Skip the pictures. Reproduce all other material exactly.
#### Supplied information ####
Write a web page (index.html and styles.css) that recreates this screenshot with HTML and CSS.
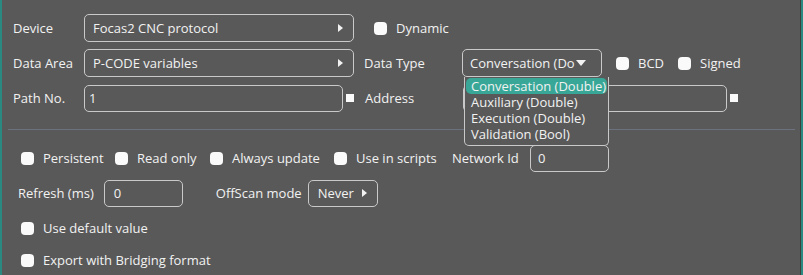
FILE: index.html
```html
<!DOCTYPE html>
<html lang="en">
<head>
    <meta charset="UTF-8">
    <title>Tag properties</title>
    <link rel="stylesheet" href="styles.css">
</head>
<body>
    <div class="panel">
        <div class="top">
            <div class="row">
                <span class="label">Device</span>
                <div class="box picker wide">Focas2 CNC protocol <span class="tri-right"></span></div>
                <label class="check dyn"><span class="tick"></span>Dynamic</label>
            </div>
            <div class="row">
                <span class="label">Data Area</span>
                <div class="box picker wide">P-CODE variables <span class="tri-right"></span></div>
                <span class="label mid">Data Type</span>
                <div class="box select">Conversation (Do<span class="tri-down"></span></div>
                <label class="check bcd"><span class="tick"></span>BCD</label>
                <label class="check"><span class="tick"></span>Signed</label>
            </div>
            <div class="row">
                <span class="label">Path No.</span>
                <div class="box text path">1</div>
                <span class="mark"></span>
                <span class="label mid addr">Address</span>
                <div class="box text address"></div>
                <span class="mark"></span>
            </div>
            <ul class="dropdown">
                <li class="selected">Conversation (Double)</li>
                <li>Auxiliary (Double)</li>
                <li>Execution (Double)</li>
                <li>Validation (Bool)</li>
            </ul>
        </div>
        <hr class="sep">
        <div class="bottom">
            <div class="row options">
                <label class="check opt-persist"><span class="tick"></span>Persistent</label>
                <label class="check opt-read"><span class="tick"></span>Read only</label>
                <label class="check opt-always"><span class="tick"></span>Always update</label>
                <label class="check opt-scripts"><span class="tick"></span>Use in scripts</label>
                <span class="label net">Network Id</span>
                <div class="box text small">0</div>
            </div>
            <div class="row refresh">
                <span class="label">Refresh (ms)</span>
                <div class="box text small pad">0</div>
                <span class="label offscan">OffScan mode</span>
                <div class="box button">Never <span class="tri-right"></span></div>
            </div>
            <div class="row single">
                <label class="check"><span class="tick"></span>Use default value</label>
            </div>
            <div class="row single last">
                <label class="check"><span class="tick"></span>Export with Bridging format</label>
            </div>
        </div>
    </div>
</body>
</html>
```
FILE: styles.css
```css
html, body {
    margin: 0;
    padding: 0;
}
body {
    width: 803px;
    height: 275px;
    overflow: hidden;
    background: #595959;
    font-family: 'Open Sans', 'Noto Sans', Arial, sans-serif;
    font-size: 13px;
    color: #f2f2f2;
}
.panel {
    box-sizing: border-box;
    height: 275px;
    border-left: 2px solid #2a8a82;
    border-right: 2px solid #2a8a82;
    box-shadow: inset -1px 0 0 #3e3e3e;
}
.top {
    position: relative;
    padding: 14px 0 0 11px;
}
.row {
    display: flex;
    align-items: center;
    height: 28px;
    margin-bottom: 7px;
}
.label {
    width: 71px;
    flex: none;
    white-space: nowrap;
}
.label.mid {
    width: 98px;
    margin-left: 10px;
}
.label.addr {
    margin-left: 11px;
}
.box {
    box-sizing: border-box;
    height: 28px;
    border: 1px solid #c9c9c9;
    border-radius: 5px;
    display: flex;
    align-items: center;
    white-space: nowrap;
    flex: none;
}
.picker {
    padding: 0 10px 0 8px;
    justify-content: space-between;
}
.wide {
    width: 270px;
}
.tri-right {
    width: 0;
    height: 0;
    border-top: 4px solid transparent;
    border-bottom: 4px solid transparent;
    border-left: 5px solid #f2f2f2;
}
.tri-down {
    width: 0;
    height: 0;
    margin-left: 1px;
    border-left: 5px solid transparent;
    border-right: 5px solid transparent;
    border-top: 6px solid #f2f2f2;
}
.select {
    width: 140px;
    padding-left: 7px;
    overflow: hidden;
}
.check {
    display: flex;
    align-items: center;
    white-space: nowrap;
}
.tick {
    width: 13px;
    height: 13px;
    border-radius: 4px;
    background: #fafafa;
    margin-right: 9px;
    flex: none;
}
.dyn {
    margin-left: 20px;
}
.bcd {
    margin-left: 14px;
    margin-right: 14px;
}
.text {
    padding-left: 4px;
}
.path {
    width: 259px;
    height: 27px;
}
.address {
    width: 264px;
    height: 27px;
}
.mark {
    width: 8px;
    height: 8px;
    background: #fafafa;
    margin-left: 3px;
    flex: none;
}
.dropdown {
    position: absolute;
    left: 462px;
    top: 77px;
    width: 145px;
    height: 69px;
    box-sizing: border-box;
    margin: 0;
    padding: 1px 1px 0 1px;
    list-style: none;
    border: 1px solid #c9c9c9;
    border-top: none;
    border-radius: 0 0 5px 5px;
    background: #595959;
}
.dropdown li {
    height: 16px;
    line-height: 16px;
    padding-left: 5px;
    white-space: nowrap;
}
.dropdown .selected {
    background: #38a797;
    border-radius: 5px;
}
.sep {
    margin: 17px 6px 0 6px;
    border: none;
    height: 1px;
    background: #6b717e;
}
.bottom {
    padding: 14px 0 0 19px;
}
.options .check {
    flex: none;
}
.opt-persist {
    width: 94px;
}
.opt-read {
    width: 95px;
}
.opt-always {
    width: 124px;
}
.opt-scripts {
    width: 118px;
}
.options .box,
.refresh .box {
    height: 27px;
}
.net {
    width: 78px;
}
.small {
    width: 79px;
    padding-left: 7px;
}
.refresh {
    margin-left: -3px;
}
.refresh .label {
    width: auto;
    margin-right: 10px;
}
.pad {
    padding-left: 9px;
}
.refresh .offscan {
    margin-left: 33px;
    margin-right: 6px;
}
.button {
    width: 70px;
    padding: 0 10px 0 9px;
    justify-content: space-between;
}
.single {
    height: 20px;
    margin: 11px 0 0 0;
}
.single.last {
    margin-top: 12px;
}
```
####
*The result:*
Write a web page (index.html and styles.css) that recreates this screenshot with HTML and CSS.
FILE: index.html
```html
<!DOCTYPE html>
<html lang="en">
<head>
    <meta charset="UTF-8">
    <title>Tag properties</title>
    <link rel="stylesheet" href="styles.css">
</head>
<body>
    <div class="panel">
        <div class="top">
            <div class="row">
                <span class="label">Device</span>
                <div class="box picker wide">Focas2 CNC protocol <span class="tri-right"></span></div>
                <label class="check dyn"><span class="tick"></span>Dynamic</label>
            </div>
            <div class="row">
                <span class="label">Data Area</span>
                <div class="box picker wide">P-CODE variables <span class="tri-right"></span></div>
                <span class="label mid">Data Type</span>
                <div class="box select">Conversation (Do<span class="tri-down"></span></div>
                <label class="check bcd"><span class="tick"></span>BCD</label>
                <label class="check"><span class="tick"></span>Signed</label>
            </div>
            <div class="row">
                <span class="label">Path No.</span>
                <div class="box text path">1</div>
                <span class="mark"></span>
                <span class="label mid addr">Address</span>
                <div class="box text address"></div>
                <span class="mark"></span>
            </div>
            <ul class="dropdown">
                <li class="selected">Conversation (Double)</li>
                <li>Auxiliary (Double)</li>
                <li>Execution (Double)</li>
                <li>Validation (Bool)</li>
            </ul>
        </div>
        <hr class="sep">
        <div class="bottom">
            <div class="row options">
                <label class="check opt-persist"><span class="tick"></span>Persistent</label>
                <label class="check opt-read"><span class="tick"></span>Read only</label>
                <label class="check opt-always"><span class="tick"></span>Always update</label>
                <label class="check opt-scripts"><span class="tick"></span>Use in scripts</label>
                <span class="label net">Network Id</span>
                <div class="box text small">0</div>
            </div>
            <div class="row refresh">
                <span class="label">Refresh (ms)</span>
                <div class="box text small pad">0</div>
                <span class="label offscan">OffScan mode</span>
                <div class="box button">Never <span class="tri-right"></span></div>
            </div>
            <div class="row single">
                <label class="check"><span class="tick"></span>Use default value</label>
            </div>
            <div class="row single last">
                <label class="check"><span class="tick"></span>Export with Bridging format</label>
            </div>
        </div>
    </div>
</body>
</html>
```
FILE: styles.css
```css
html, body {
    margin: 0;
    padding: 0;
}
body {
    width: 803px;
    height: 275px;
    overflow: hidden;
    background: #595959;
    font-family: 'Open Sans', 'Noto Sans', Arial, sans-serif;
    font-size: 13px;
    color: #f2f2f2;
}
.panel {
    box-sizing: border-box;
    height: 275px;
    border-left: 2px solid #2a8a82;
    border-right: 2px solid #2a8a82;
    box-shadow: inset -1px 0 0 #3e3e3e;
}
.top {
    position: relative;
    padding: 14px 0 0 11px;
}
.row {
    display: flex;
    align-items: center;
    height: 28px;
    margin-bottom: 7px;
}
.label {
    width: 71px;
    flex: none;
    white-space: nowrap;
}
.label.mid {
    width: 98px;
    margin-left: 10px;
}
.label.addr {
    margin-left: 11px;
}
.box {
    box-sizing: border-box;
    height: 28px;
    border: 1px solid #c9c9c9;
    border-radius: 5px;
    display: flex;
    align-items: center;
    white-space: nowrap;
    flex: none;
}
.picker {
    padding: 0 10px 0 8px;
    justify-content: space-between;
}
.wide {
    width: 270px;
}
.tri-right {
    width: 0;
    height: 0;
    border-top: 4px solid transparent;
    border-bottom: 4px solid transparent;
    border-left: 5px solid #f2f2f2;
}
.tri-down {
    width: 0;
    height: 0;
    margin-left: 1px;
    border-left: 5px solid transparent;
    border-right: 5px solid transparent;
    border-top: 6px solid #f2f2f2;
}
.select {
    width: 140px;
    padding-left: 7px;
    overflow: hidden;
}
.check {
    display: flex;
    align-items: center;
    white-space: nowrap;
}
.tick {
    width: 13px;
    height: 13px;
    border-radius: 4px;
    background: #fafafa;
    margin-right: 9px;
    flex: none;
}
.dyn {
    margin-left: 20px;
}
.bcd {
    margin-left: 14px;
    margin-right: 14px;
}
.text {
    padding-left: 4px;
}
.path {
    width: 259px;
    height: 27px;
}
.address {
    width: 264px;
    height: 27px;
}
.mark {
    width: 8px;
    height: 8px;
    background: #fafafa;
    margin-left: 3px;
    flex: none;
}
.dropdown {
    position: absolute;
    left: 462px;
    top: 77px;
    width: 145px;
    height: 69px;
    box-sizing: border-box;
    margin: 0;
    padding: 1px 1px 0 1px;
    list-style: none;
    border: 1px solid #c9c9c9;
    border-top: none;
    border-radius: 0 0 5px 5px;
    background: #595959;
}
.dropdown li {
    height: 16px;
    line-height: 16px;
    padding-left: 5px;
    white-space: nowrap;
}
.dropdown .selected {
    background: #38a797;
    border-radius: 5px;
}
.sep {
    margin: 17px 6px 0 6px;
    border: none;
    height: 1px;
    background: #6b717e;
}
.bottom {
    padding: 14px 0 0 19px;
}
.options .check {
    flex: none;
}
.opt-persist {
    width: 94px;
}
.opt-read {
    width: 95px;
}
.opt-always {
    width: 124px;
}
.opt-scripts {
    width: 118px;
}
.options .box,
.refresh .box {
    height: 27px;
}
.net {
    width: 78px;
}
.small {
    width: 79px;
    padding-left: 7px;
}
.refresh {
    margin-left: -3px;
}
.refresh .label {
    width: auto;
    margin-right: 10px;
}
.pad {
    padding-left: 9px;
}
.refresh .offscan {
    margin-left: 33px;
    margin-right: 6px;
}
.button {
    width: 70px;
    padding: 0 10px 0 9px;
    justify-content: space-between;
}
.single {
    height: 20px;
    margin: 11px 0 0 0;
}
.single.last {
    margin-top: 12px;
}
```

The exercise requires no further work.